Control Over Investments
- The annuitant makes investment decisions within the Spousal RRSP.
- Open communication is essential to align investment strategies.
Impact on Contribution Room
Does Contributing Affect the Annuitant’s Room?
- No, contributions to a Spousal RRSP use the contributor’s RRSP contribution room, not the annuitant’s.
- The annuitant’s own RRSP contribution room remains available for their contributions.
Tips for Maximizing Benefits
Regular Contributions
Setting Up Automatic Transfers
- Automate contributions to ensure consistent saving and benefit from dollar-cost averaging.
Utilizing Lump-Sum Contributions
- Use bonuses or other windfalls to maximize contributions and tax deductions.

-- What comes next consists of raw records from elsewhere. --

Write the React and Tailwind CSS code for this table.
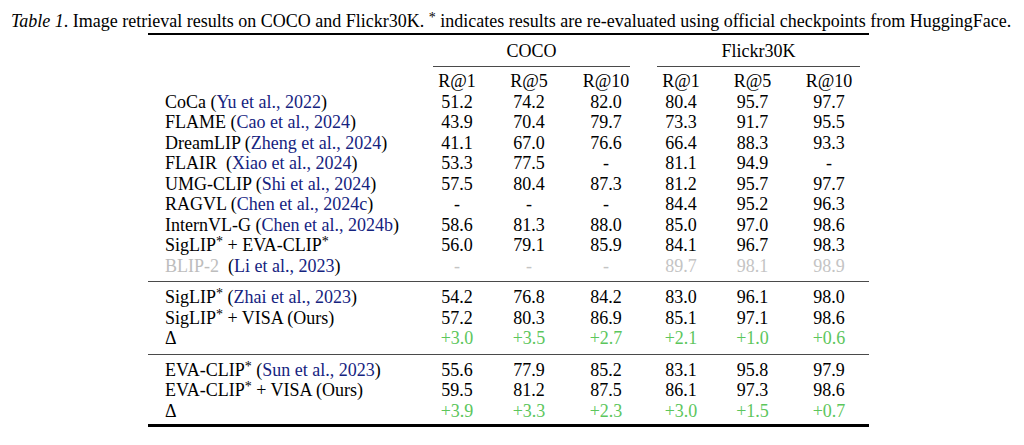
import React from "react";

const cols = "grid grid-cols-[274px_70px_74px_80px_70px_73px_80px]";

const groupA = [
  { name: "CoCa", cite: "Yu et al., 2022", vals: ["51.2", "74.2", "82.0", "80.4", "95.7", "97.7"] },
  { name: "FLAME", cite: "Cao et al., 2024", vals: ["43.9", "70.4", "79.7", "73.3", "91.7", "95.5"] },
  { name: "DreamLIP", cite: "Zheng et al., 2024", vals: ["41.1", "67.0", "76.6", "66.4", "88.3", "93.3"] },
  { name: "FLAIR", cite: "Xiao et al., 2024", wide: true, vals: ["53.3", "77.5", "-", "81.1", "94.9", "-"] },
  { name: "UMG-CLIP", cite: "Shi et al., 2024", vals: ["57.5", "80.4", "87.3", "81.2", "95.7", "97.7"] },
  { name: "RAGVL", cite: "Chen et al., 2024c", vals: ["-", "-", "-", "84.4", "95.2", "96.3"] },
  { name: "InternVL-G", cite: "Chen et al., 2024b", vals: ["58.6", "81.3", "88.0", "85.0", "97.0", "98.6"] },
];

const Star = () => <sup className="text-[14px] top-[-0.35em]">*</sup>;

const Cite = ({ children }) => (
  <>
    (<span className="text-[#15237f]">{children}</span>)
  </>
);

const Row = ({ label, vals, tone = "text-black" }) => (
  <div className={`${cols} leading-[20.5px]`}>
    <div className="pl-[17px] whitespace-nowrap">{label}</div>
    {vals.map((v, i) => (
      <div key={i} className={`text-center ${tone}`}>
        {v}
      </div>
    ))}
  </div>
);

const Rule = () => <div className="my-[5px] h-px bg-[#4a4a4a]" />;

export default function App() {
  return (
    <div className="bg-white w-[1024px] h-[445px] overflow-hidden font-['Liberation_Serif',serif] text-[18px] text-black">
      <p className="pl-[11px] pt-[11px] whitespace-nowrap leading-[20.5px]">
        <i>Table 1</i>. Image retrieval results on COCO and Flickr30K. <Star /> indicates results are re-evaluated using
        official checkpoints from HuggingFace.
      </p>

      <div className="pl-[148px]">
        <div className="w-[721px]">
          <div className="h-[2px] bg-black mt-[1px]" />

          {/* group headers */}
          <div className={`${cols} leading-[20.5px] mt-[6px]`}>
            <div />
            <div className="col-span-3 pl-[11px] pr-[16px]">
              <div className="text-center">COCO</div>
              <div className="mt-[5px] h-px bg-[#4a4a4a]" />
            </div>
            <div className="col-span-3 pl-[11px] pr-[9px]">
              <div className="text-center">Flickr30K</div>
              <div className="mt-[5px] h-px bg-[#4a4a4a]" />
            </div>
          </div>

          <div className="mt-[4px]">
            <Row label="" vals={["R@1", "R@5", "R@10", "R@1", "R@5", "R@10"]} />
          </div>

          {groupA.map((r) => (
            <Row
              key={r.name}
              label={
                <>
                  {r.name}
                  {r.wide ? "\u00a0 " : " "}
                  <Cite>{r.cite}</Cite>
                </>
              }
              vals={r.vals}
            />
          ))}
          <Row
            label={
              <>
                SigLIP<Star /> + EVA-CLIP<Star />
              </>
            }
            vals={["56.0", "79.1", "85.9", "84.1", "96.7", "98.3"]}
          />
          <Row
            label={
              <>
                <span className="text-[#bdbdbd]">BLIP-2</span>
                {"\u00a0 "}
                <Cite>Li et al., 2023</Cite>
              </>
            }
            vals={["-", "-", "-", "89.7", "98.1", "98.9"]}
            tone="text-[#c4c4c4]"
          />

          <Rule />

          <Row
            label={
              <>
                SigLIP<Star /> <Cite>Zhai et al., 2023</Cite>
              </>
            }
            vals={["54.2", "76.8", "84.2", "83.0", "96.1", "98.0"]}
          />
          <Row
            label={
              <>
                SigLIP<Star /> + VISA (Ours)
              </>
            }
            vals={["57.2", "80.3", "86.9", "85.1", "97.1", "98.6"]}
          />
          <Row label="Δ" vals={["+3.0", "+3.5", "+2.7", "+2.1", "+1.0", "+0.6"]} tone="text-[#5cc65c]" />

          <Rule />

          <Row
            label={
              <>
                EVA-CLIP<Star /> <Cite>Sun et al., 2023</Cite>
              </>
            }
            vals={["55.6", "77.9", "85.2", "83.1", "95.8", "97.9"]}
          />
          <Row
            label={
              <>
                EVA-CLIP<Star /> + VISA (Ours)
              </>
            }
            vals={["59.5", "81.2", "87.5", "86.1", "97.3", "98.6"]}
          />
          <Row label="Δ" vals={["+3.9", "+3.3", "+2.3", "+3.0", "+1.5", "+0.7"]} tone="text-[#5cc65c]" />

          <div className="mt-[3px] h-[3px] bg-black" />
        </div>
      </div>
    </div>
  );
}
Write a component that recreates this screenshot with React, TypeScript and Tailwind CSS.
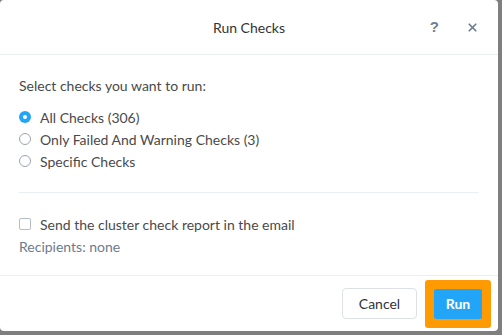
import { X } from "lucide-react";

const OPTIONS = [
  { label: "All Checks (306)", checked: true },
  { label: "Only Failed And Warning Checks (3)", checked: false },
  { label: "Specific Checks", checked: false },
];

function Radio({ checked }: { checked: boolean }) {
  return checked ? (
    <span className="flex h-[12px] w-[12px] items-center justify-center rounded-full bg-[#22a5f7]">
      <span className="h-[4px] w-[4px] rounded-full bg-white" />
    </span>
  ) : (
    <span className="h-[12px] w-[12px] rounded-full border border-[#9aa5b1] bg-white" />
  );
}

export default function App() {
  return (
    <div className="h-[335px] w-[502px] bg-[#7f7f7f] font-['Lato',sans-serif] text-[14px] text-[#4a4a4a]">
      <div className="flex h-[331px] w-[498px] flex-col rounded-[4px] bg-white">
        {/* header */}
        <div className="relative flex h-[55px] items-center justify-center border-b border-[#eceff2]">
          <span className="text-[14px] text-[#333]">Run Checks</span>
          <div className="absolute right-[19px] top-0 flex h-full items-center gap-[27px] text-[#6f7e8f]">
            <span className="font-['Liberation_Sans',sans-serif] text-[15px] font-bold">?</span>
            <X size={13} strokeWidth={3.2} />
          </div>
        </div>

        {/* body */}
        <div className="flex flex-1 flex-col px-[19px] pt-[23px]">
          <p className="leading-[16px]">Select checks you want to run:</p>
          <div className="mt-[15px] flex flex-col gap-[6px]">
            {OPTIONS.map((o) => (
              <div key={o.label} className="flex h-[16px] items-center gap-[9px]">
                <Radio checked={o.checked} />
                <span>{o.label}</span>
              </div>
            ))}
          </div>
          <div className="mt-[23px] border-t border-[#eceff2]" />
          <div className="mt-[23px] flex h-[16px] items-center gap-[9px]">
            <span className="h-[12px] w-[12px] rounded-[2px] border border-[#b4bdc7] bg-white" />
            <span>Send the cluster check report in the email</span>
          </div>
          <p className="mt-[7px] leading-[16px] text-[#6b7b8c]">Recipients: none</p>
        </div>

        {/* footer */}
        <div className="flex h-[56px] items-center justify-end gap-[8px] border-t border-[#eceff2] pr-[7px]">
          <button className="h-[31px] w-[75px] rounded-[4px] border border-[#dde1e6] bg-white text-[14px] text-[#333]">
            Cancel
          </button>
          <div className="rounded-[3px] bg-[#ff9a00] p-[9px]">
            <button className="block h-[30px] w-[48px] rounded-[2px] bg-[#22a5f7] text-[14px] font-bold text-white">
              Run
            </button>
          </div>
        </div>
      </div>
    </div>
  );
}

Coordinating with Other Retirement Plans
Considering TFSAs and Pensions
- TFSAs: Offer tax-free growth and withdrawals, complementing RRSP strategies.
- Employer Pensions: Factor in when planning overall retirement income.
Tax-Efficient Investment Choices
- Choose investments that align with risk tolerance and retirement goals.
- Consider asset location strategies to optimize after-tax returns.
Monitoring and Adjusting Plans
Regular Financial Reviews
- Assess retirement plans annually or when significant life changes occur.
- Adjust contributions and investment strategies as needed.
Consulting Financial Advisors
- Professional advice can help optimize retirement strategies and ensure compliance with tax laws.
Frequently Asked Questions
Can Both Spouses Have Spousal RRSPs?
- Yes, each spouse can contribute to a Spousal RRSP for the other, though this is less common.
- It may be beneficial if both spouses expect significant income disparities at different times.
What Happens if the Annuitant Passes Away?
- Designated Beneficiary Is Contributor:
- The RRSP can be rolled over to the contributor’s RRSP or RRIF tax-free.
- No Designated Beneficiary:
- The RRSP value is included in the annuitant’s estate and may be subject to taxes.
Are Withdrawals Mandatory at a Certain Age?
- Conversion Deadline: RRSPs must be converted to a RRIF or annuity by December 31 of the year the annuitant turns 71.
- Minimum Withdrawals: RRIFs require minimum annual withdrawals based on the annuitant’s age.